Update: Remains cured of SD 10 years later.
About four years ago (1991), a simple case of the flu set off a condition that became an extremely lifealtering situation. What seemed like simple laryngitis just did not go away. Since I am not a writer, it is very difficult for me to convey the frustration I felt while this was going on.
I made numerous trips to my local doctor and we started with complete quiet. It didn't seem to matter whether I talked or not; sometimes my voice would come out fairly normal and other times it would come out just a hoarse whisper. My throat was sore all the time and it felt like there was something lodged in it.
Between March and August 1991, 1 was seen by nine different doctors. I had two tests that involved the doctors putting a scope into my nose and down my throat, a Cat Scan, and allergy tests. I took speech therapy.
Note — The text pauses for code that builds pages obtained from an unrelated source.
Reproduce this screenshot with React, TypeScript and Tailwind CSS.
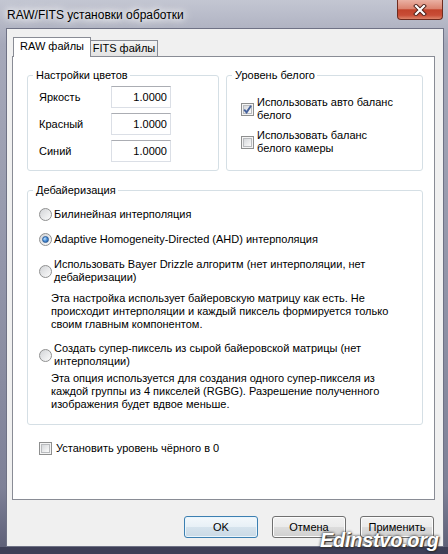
import type { ReactNode } from 'react'

function CheckBox({ checked = false }: { checked?: boolean }) {
  return (
    <span className="relative flex h-[13px] w-[13px] shrink-0 items-center justify-center border border-[#8e8f8f] bg-[#f4f4f4]">
      <span className="h-[9px] w-[9px] border border-[#b9bbbe] bg-gradient-to-br from-[#d6d8db] to-[#fbfbfb]" />
      {checked ? (
        <svg
          className="absolute left-[0px] top-[0px]"
          width="11"
          height="11"
          viewBox="0 0 11 11"
        >
          <path
            d="M2.2 5.6 L4.6 8.4 L9 1.8"
            fill="none"
            stroke="#45629d"
            strokeWidth="1.9"
          />
        </svg>
      ) : null}
    </span>
  )
}

function Radio({ checked = false }: { checked?: boolean }) {
  return (
    <span className="flex h-[13px] w-[13px] shrink-0 items-center justify-center rounded-full border border-[#8f9090] bg-gradient-to-br from-[#d2d4d7] to-[#fcfcfc]">
      {checked ? (
        <span className="h-[7px] w-[7px] rounded-full border border-[#2b5c98] bg-[radial-gradient(circle_at_35%_35%,#c4e3ff_0%,#4f95dd_45%,#1b4f93_100%)]" />
      ) : null}
    </span>
  )
}

function GroupBox({
  title,
  className,
  children,
}: {
  title: string
  className: string
  children: ReactNode
}) {
  return (
    <fieldset
      className={`min-w-0 rounded-[3px] border border-[#d5dfe5] ${className}`}
    >
      <legend className="ml-[5px] pl-[3px] pr-[2px]">{title}</legend>
      {children}
    </fieldset>
  )
}

function NumberBox({ value }: { value: string }) {
  return (
    <div className="flex h-[22px] w-[60px] items-center justify-end border border-[#dbdfe6] border-t-[#abadb3] bg-white pr-[3px]">
      {value}
    </div>
  )
}

function WinButton({
  children,
  primary = false,
}: {
  children: ReactNode
  primary?: boolean
}) {
  return (
    <button
      type="button"
      className={`flex h-[22px] w-[74px] items-center justify-center rounded-[3px] border ${
        primary
          ? 'border-[#3c7fb1] bg-[linear-gradient(180deg,#f3f8fb_0%,#e7f0f6_50%,#d5e3ed_50%,#cad9e5_100%)] shadow-[inset_0_0_0_1px_#e9f5fc]'
          : 'border-[#707070] bg-[linear-gradient(180deg,#f2f2f2_0%,#ebebeb_50%,#dddddd_50%,#cfcfcf_100%)] shadow-[inset_0_0_0_1px_#fcfcfc]'
      }`}
    >
      {children}
    </button>
  )
}

const SETTINGS = [
  { label: 'Яркость', value: '1.0000' },
  { label: 'Красный', value: '1.0000' },
  { label: 'Синий', value: '1.0000' },
]

export default function App() {
  return (
    <div className="relative flex h-[554px] w-[448px] flex-col overflow-hidden bg-[linear-gradient(180deg,#c3c6d2_0%,#a6a9ba_8%,#9295a9_50%,#7e8197_88%,#5b5d75_100%)] font-['Liberation_Sans',Arial,sans-serif] text-[11px] leading-[13px] text-black">
      {/* title bar */}
      <div className="flex h-[28px] shrink-0 items-start justify-between">
        <div className="pl-[7px] pt-[7px] text-[12px] leading-[16px] [text-shadow:0_0_6px_#fff,0_0_10px_#fff,0_0_14px_rgba(255,255,255,0.9)]">
          RAW/FITS установки обработки
        </div>
        <div className="mr-[5px] flex h-[20px] w-[46px] items-center justify-center rounded-b-[4px] border border-t-0 border-[#6e2b1e] bg-[linear-gradient(180deg,#eab1a3_0%,#db8470_45%,#c2432b_52%,#c84d36_80%,#dd8469_100%)]">
          <svg width="14" height="12" viewBox="0 0 14 12">
            <path
              d="M3 2 L11 10 M11 2 L3 10"
              stroke="#4a1f18"
              strokeWidth="4"
              strokeLinecap="square"
            />
            <path
              d="M3 2 L11 10 M11 2 L3 10"
              stroke="#ffffff"
              strokeWidth="2.2"
              strokeLinecap="square"
            />
          </svg>
        </div>
      </div>

      {/* client area */}
      <div className="ml-[6px] flex h-[519px] w-[438px] shrink-0 flex-col border border-[#6f7285] bg-[#f0f0f0]">
        <div className="pl-[5px] pt-[8px]">
          <div className="flex h-[19px] items-end pl-[1px]">
            <div className="relative z-10 -mb-[1px] flex h-[20px] w-[78px] items-center justify-center border border-b-0 border-[#898c95] bg-white pb-[2px]">
              RAW файлы
            </div>
            <div className="flex h-[16px] w-[67px] items-center justify-center border border-b-0 border-l-0 border-[#898c95] bg-gradient-to-b from-[#f3f3f3] to-[#e3e3e3]">
              FITS файлы
            </div>
          </div>

          <div className="h-[444px] w-[423px] border border-[#898c95] bg-white">
            <div className="flex flex-col pl-[14px] pt-[12px]">
              <div className="flex gap-[7px]">
                <GroupBox title="Настройки цветов" className="h-[102px] w-[192px]">
                  <div className="flex flex-col gap-[5px] pl-[11px] pt-[4px]">
                    {SETTINGS.map((row) => (
                      <div key={row.label} className="flex items-center">
                        <span className="w-[72px]">{row.label}</span>
                        <NumberBox value={row.value} />
                      </div>
                    ))}
                  </div>
                </GroupBox>

                <GroupBox title="Уровень белого" className="h-[102px] w-[197px]">
                  <div className="flex flex-col gap-[7px] pl-[14px] pt-[14px]">
                    <div className="flex items-center gap-[3px]">
                      <CheckBox checked />
                      <span>
                        Использовать авто баланс
                        <br />
                        белого
                      </span>
                    </div>
                    <div className="flex items-center gap-[3px]">
                      <CheckBox />
                      <span>
                        Использовать баланс
                        <br />
                        белого камеры
                      </span>
                    </div>
                  </div>
                </GroupBox>
              </div>

              <GroupBox title="Дебайеризация" className="mt-[13px] h-[241px] w-[396px]">
                <div className="flex flex-col whitespace-nowrap pl-[11px] pt-[11px]">
                  <div className="flex items-center gap-[2px]">
                    <Radio />
                    <span>Билинейная интерполяция</span>
                  </div>
                  <div className="mt-[12px] flex items-center gap-[2px]">
                    <Radio checked />
                    <span>Adaptive Homogeneity-Directed (AHD) интерполяция</span>
                  </div>
                  <div className="mt-[12px] flex items-center gap-[2px]">
                    <Radio />
                    <span>
                      Использовать Bayer Drizzle алгоритм (нет интерполяции, нет
                      <br />
                      дебайеризации)
                    </span>
                  </div>
                  <p className="ml-[12px] mt-[8px]">
                    Эта настройка использует байеровскую матрицу как есть. Не
                    <br />
                    происходит интерполяции и каждый пиксель формируется только
                    <br />
                    своим главным компонентом.
                  </p>
                  <div className="mt-[11px] flex items-center gap-[2px]">
                    <Radio />
                    <span>
                      Создать супер-пиксель из сырой байеровской матрицы (нет
                      <br />
                      интерполяции)
                    </span>
                  </div>
                  <p className="ml-[12px] mt-[4px]">
                    Эта опция используется для создания одного супер-пикселя из
                    <br />
                    каждой группы из 4 пикселей (RGBG). Разрешение полученного
                    <br />
                    изображения будет вдвое меньше.
                  </p>
                </div>
              </GroupBox>

              <div className="ml-[12px] mt-[17px] flex items-center gap-[4px]">
                <CheckBox />
                <span>Установить уровень чёрного в 0</span>
              </div>
            </div>
          </div>
        </div>

        <div className="mt-[16px] flex justify-end gap-[14px] pr-[9px]">
          <WinButton primary>OK</WinButton>
          <WinButton>Отмена</WinButton>
          <WinButton>Применить</WinButton>
        </div>
      </div>
      <div className="h-[7px] shrink-0 bg-[#3e3f57]" />

      <span className="absolute left-[320px] top-[530px] text-[20px] font-bold italic leading-none tracking-[-0.3px] text-white [text-shadow:1px_1px_1px_#333,0_0_3px_#000]">
        Edinstvo.org
      </span>
    </div>
  )
}
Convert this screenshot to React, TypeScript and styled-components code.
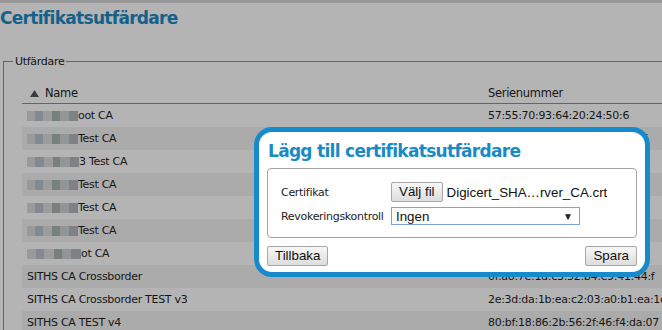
import styled, { createGlobalStyle } from "styled-components";

const GlobalStyle = createGlobalStyle`
  html, body {
    margin: 0;
    padding: 0;
    background: #fff;
  }
  body {
    font-family: "DejaVu Sans", "Liberation Sans", sans-serif;
    color: #1f1f1f;
  }
`;

const tahoma = `"DejaVu Sans", "Liberation Sans", sans-serif`;
const arial = `"Liberation Sans", Arial, sans-serif`;

const S = {
  Page: styled.div`
    position: relative;
    width: 662px;
    height: 330px;
    overflow: hidden;
    background: #fff;
  `,
  TopBar: styled.div`
    height: 3px;
    background: #d8d8d8;
  `,
  Title: styled.h1`
    margin: 0;
    height: 30px;
    line-height: 30px;
    font-family: ${tahoma};
    font-size: 17px;
    font-weight: bold;
    letter-spacing: -0.7px;
    color: #1d8ac5;
  `,
  Fieldset: styled.fieldset`
    margin: 22px -30px 0 3px;
    padding: 0 0 0 18px;
    border: 1px solid #8e8e8e;
    border-right: none;
    border-bottom: none;
    min-width: 0;
  `,
  Legend: styled.legend`
    margin-left: -9px;
    padding: 0 2px;
    font-family: ${tahoma};
    font-size: 11px;
    letter-spacing: -0.3px;
    line-height: 13px;
    color: #222;
  `,
  Table: styled.div`
    margin-top: 14px;
    font-family: ${tahoma};
    font-size: 11px;
    letter-spacing: -0.3px;
    color: #1f1f1f;
  `,
  HeadRow: styled.div`
    display: grid;
    grid-template-columns: 466px 1fr;
    height: 22px;
    align-items: end;
    padding-bottom: 3px;
    box-sizing: border-box;
    border-bottom: 1px solid #8e8e8e;
    font-size: 11.5px;
    line-height: 14px;
  `,
  HeadName: styled.div`
    display: flex;
    align-items: center;
    gap: 6px;
    padding-left: 8px;
  `,
  Row: styled.div<{ $alt: boolean }>`
    display: grid;
    grid-template-columns: 466px 1fr;
    height: 23px;
    align-items: center;
    background: ${(p) => (p.$alt ? "#f3f3f3" : "#fff")};
    white-space: nowrap;
  `,
  NameCell: styled.div`
    display: flex;
    align-items: center;
    padding-left: 5px;
  `,
  Blur: styled.span<{ $w: number }>`
    display: inline-block;
    width: ${(p) => p.$w}px;
    height: 10px;
    background: linear-gradient(
      90deg,
      #d9dbde 0 16%,
      #bac2cc 16% 32%,
      #dedede 32% 50%,
      #abb6b0 50% 64%,
      #cfd3d8 64% 82%,
      #b5b9bd 82%
    );
    filter: blur(0.7px);
  `,
  Overlay: styled.div`
    position: absolute;
    inset: 0;
    background: rgba(0, 0, 0, 0.294);
  `,
  Dialog: styled.div`
    position: absolute;
    left: 254px;
    top: 127px;
    width: 396px;
    height: 150px;
    box-sizing: border-box;
    border: 5px solid #168bcb;
    border-radius: 18px;
    background: #fff;
    padding: 7px 8px 0 8px;
    display: flex;
    flex-direction: column;
  `,
  DialogTitle: styled.h2`
    margin: 0;
    padding-left: 1px;
    line-height: 24px;
    font-family: ${tahoma};
    font-size: 17px;
    font-weight: bold;
    letter-spacing: -0.7px;
    color: #1a8ac6;
  `,
  FormBox: styled.div`
    margin-top: 5px;
    height: 70px;
    box-sizing: border-box;
    border: 1px solid #a3a3a3;
    border-radius: 4px;
    padding: 13px 12px 12px 13px;
    display: grid;
    grid-template-columns: 110px 1fr;
    grid-template-rows: 20px 18px;
    row-gap: 5px;
    align-items: center;
  `,
  Label: styled.div`
    font-family: ${tahoma};
    font-size: 11px;
    letter-spacing: -0.3px;
    color: #222;
  `,
  FileField: styled.div`
    display: flex;
    align-items: center;
    gap: 4px;
    font-family: ${arial};
    font-size: 13.33px;
    color: #111;
  `,
  Button: styled.button`
    height: 20px;
    padding: 0 7px;
    border: 1px solid #a6a6a6;
    border-radius: 2px;
    background: linear-gradient(#f7f7f7, #dddddd);
    font-family: ${arial};
    font-size: 13.33px;
    color: #111;
    line-height: 18px;
  `,
  Select: styled.div`
    width: 189px;
    height: 18px;
    box-sizing: border-box;
    border: 1px solid #7fa3d6;
    padding: 0 6px 0 4px;
    display: flex;
    align-items: center;
    justify-content: space-between;
    font-family: ${arial};
    font-size: 13.33px;
    color: #111;
  `,
  Arrow: styled.span`
    font-size: 10px;
    color: #222;
  `,
  Actions: styled.div`
    margin-top: 8px;
    display: flex;
    justify-content: space-between;
  `,
};

const rows = [
  { blur: 51, name: "oot CA", serial: "57:55:70:93:64:20:24:50:6" },
  { blur: 51, name: "Test CA", serial: "3c:61:9e:0b:72:d4:15:a8:c3:5f" },
  { blur: 52, name: "3 Test CA", serial: "4a:07:b1:2c:8e:91:d6:30:7f:e2" },
  { blur: 51, name: "Test CA", serial: "19:c4:58:e0:a3:6b:2d:f1:04:9a" },
  { blur: 51, name: "Test CA", serial: "6e:2f:83:d7:10:b5:49:ac:e6:13" },
  { blur: 51, name: "Test CA", serial: "d2:8a:14:67:f9:3e:c0:5b:71:08" },
  { blur: 54, name: "ot CA", serial: "a1:5d:e8:32:07:cc:94:6f:b3:2e" },
  { blur: 0, name: "SITHS CA Crossborder", serial: "0f:a8:7e:1d:c3:52:b4:e9:41:44:f" },
  { blur: 0, name: "SITHS CA Crossborder TEST v3", serial: "2e:3d:da:1b:ea:c2:03:a0:b1:ea:1c" },
  { blur: 0, name: "SITHS CA TEST v4", serial: "80:bf:18:86:2b:56:2f:46:f4:da:07" },
];

const SortUp = () => (
  <svg width="9" height="7" viewBox="0 0 9 7">
    <path d="M4.5 0 L9 7 L0 7 Z" fill="#555" />
  </svg>
);

export default function App() {
  return (
    <>
      <GlobalStyle />
      <S.Page>
        <S.TopBar />
        <S.Title>Certifikatsutfärdare</S.Title>
        <S.Fieldset>
          <S.Legend>Utfärdare</S.Legend>
          <S.Table>
            <S.HeadRow>
              <S.HeadName>
                <SortUp />
                Name
              </S.HeadName>
              <div>Serienummer</div>
            </S.HeadRow>
            {rows.map((r, i) => (
              <S.Row key={i} $alt={i % 2 === 1}>
                <S.NameCell>
                  {r.blur > 0 && <S.Blur $w={r.blur} />}
                  {r.name}
                </S.NameCell>
                <div>{r.serial}</div>
              </S.Row>
            ))}
          </S.Table>
        </S.Fieldset>

        <S.Overlay />

        <S.Dialog>
          <S.DialogTitle>Lägg till certifikatsutfärdare</S.DialogTitle>
          <S.FormBox>
            <S.Label>Certifikat</S.Label>
            <S.FileField>
              <S.Button>Välj fil</S.Button>
              <span>Digicert_SHA…rver_CA.crt</span>
            </S.FileField>
            <S.Label>Revokeringskontroll</S.Label>
            <S.Select>
              <span>Ingen</span>
              <S.Arrow>▼</S.Arrow>
            </S.Select>
          </S.FormBox>
          <S.Actions>
            <S.Button>Tillbaka</S.Button>
            <S.Button>Spara</S.Button>
          </S.Actions>
        </S.Dialog>
      </S.Page>
    </>
  );
}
I was put on a limited diet, and was given two antibiotics, three different allergy medications, a stomach medication, an antidepressant, various inhalers, and Prednisone. I used a TENS unit on my neck as well as every home remedy you can think of. Some of the drugs would make a difference when I first started using them, and I would think I was finished with the whole thing, but nothing had any lasting effect.
At times, I was made to feel there was really nothing wrong with me, that it was all in my head. And in a way, I guess it actually was. Finally, I went to see Dr. Gerald Berke and Dr. Bruce Gerratt at the UCLA Medical Center, Head and Neck Division, in Los Angeles, California. Dr. Gerratt did a laryngeal exam with a video camera, as well as some other measuring tests. They decided I had spasmodic dysphonia, supposedly a. neurological disorder with no cure. A short time before I went to UCLA, I read an article in Prevention Magazine about this disorder. It sounded so very much like the problem I had been having, and it described some of the frustration I had felt.
The treatments described in the article were very discouraging, so I asked our librarian to pull all the information available on the condition. The treatment that seemed to have the most success was Botox, a poison injected into the vocal cords to paralyze a portion of them. It has some definite drawbacks. Other than being poison, it only lasts 4-6 months, and is very expensive.
Any reference to speech therapy said it was not effective for any length of time.
I can't even begin to describe the turmoil within when I discovered I had spasmodic dysphonia. All I could say was, "I wanted you to tell me it wasn't that." He was quite surprised that I had ever even heard of it, much less knew anything about it, since it is a rather rare condition.
Dr. Berke injected my vocal cords with a medication to simulate the action of Botox. I fainted, but even before I came to, my voice was clear, and it lasted an hour or so that afternoon. Dr. Berke said my spasmodic dysphonia was somewhat different than most, since both the abductor and adductor muscles were affected. He referred me to Dr. Morton Cooper, a speech pathologist in the Westwood Medical Plaza located a short distance from UCLA Medical Center.
After one visit, actually the first few minutes of the first visit to Dr. Cooper, there was such a marked improvement that I was totally amazed. The simplicity of his treatment is the hardest part to believe, especially since there is supposed to be no cure. The first day I was there I met several people with this disorder, and just talking with someone who truly understood what I had gone through just to even find out what my real problem was, made me feel so much better. After three visits we decided that I would be able to handle the exercises on my own and that I could call if I needed more coaching.
Dr. Cooper is the most accessible doctor I have ever known. The man answers his own phone half of the time, and he doesn't make you feel like you are either unimportant or crazy. He is terribly bossy and makes no bones about being that way. If fact, he is quite a character. Incidentally, though Dr. Cooper is the only one reporting cures of spasmodic dysphonia by direct voice rehabilitation, he wasn't in the printout pulled by the librarian. Had it not been for the UCLA Medical Center referral to him, I would never have found him.
Now, ten years later, my voice remains excellent. I truly thank the Lord for Dr. Cooper and would recommend him to anyone who thinks he/she might have spasmodic dysphonia.